Frances Marie Johnson – who died Saturday, just days before her 76th birthday – became King Soopers’ first female manager, a position she accepted with some trepidation in May 1976.
Petite, sporting a bouffant so buoyant it seemed nearly airborne and wearing the large, round glasses that Dustin Hoffman used to great effect in the movie “Tootsie,” Johnson said she never considered herself “a women’s libber.”
When her supervisors asked her to consider the job, Johnson hesitated.
“She had to think really hard about it,” said her daughter Cathy Wolfgang, also a King Soopers store manager. “She told me, ‘I’m not sure that I would want to work for a woman.’ But the thing that turned her around was that she looked at all the male managers, and she knew she could do the job as well, or better than they did.
“She was always up for a challenge.”
She got it. On her first day, Johnson’s supervisor told her that he liked his coffee “hot, black and on my desk at 7 a.m. every morning.” (She complied.)

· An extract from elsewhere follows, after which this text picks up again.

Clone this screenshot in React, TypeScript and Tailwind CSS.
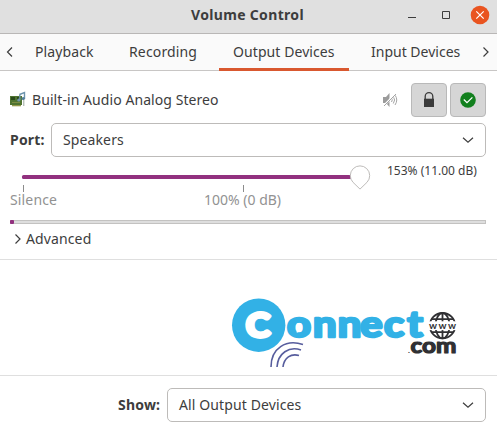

The daughter of a railroad worker and homemaker who lived in Denver ever since her parents relocated here from Pratt, Kan., Johnson worked at several grocery stores before putting her career on hold after becoming a mother.
In 1976, two years after Johnson began working as a King Soopers checkout clerk, supervisors offered the management job.
“The retail grocery business is very male-dominated, and still is,” said Carol Mulligan, who became King Soopers’ fifth female manager and regards Johnson as a mentor.
“She had to go where none of us had ever been,” Mulligan said. “I’m not sure she knew how important she was to the rest of us, this little mild-mannered housewife who wanted to be the one who made coffee at the meetings, mother everybody and still run the store.”
As Mulligan recalled, Johnson’s key advice for her protégées was: Wear a smock.
In the 1970s, women’s clothing usually lacked pockets. Johnson compensated by wearing smocks that colleagues found an amusing counterpoint to her polished fingernails and coiffed hair.
Johnson’s only regret about her job came after she retired in 1987. She worried that she bowed out too soon. Though she enjoyed spending time with her husband before he died, she missed her co-workers and customers.
“Fran told me in January that she wished she hadn’t retired,” Mulligan said.
Survivors include daughters Linda Johnson, Judy Askins and Cathy Wolfgang, all of Aurora; brother Wayne Wittner of Monte Vista; and five grandchildren. Her husband and one brother preceded her in death.
A memorial service will be held at 4 p.m. today at Living Waters Tabernacle, 1701 S. Sherman St. in Denver.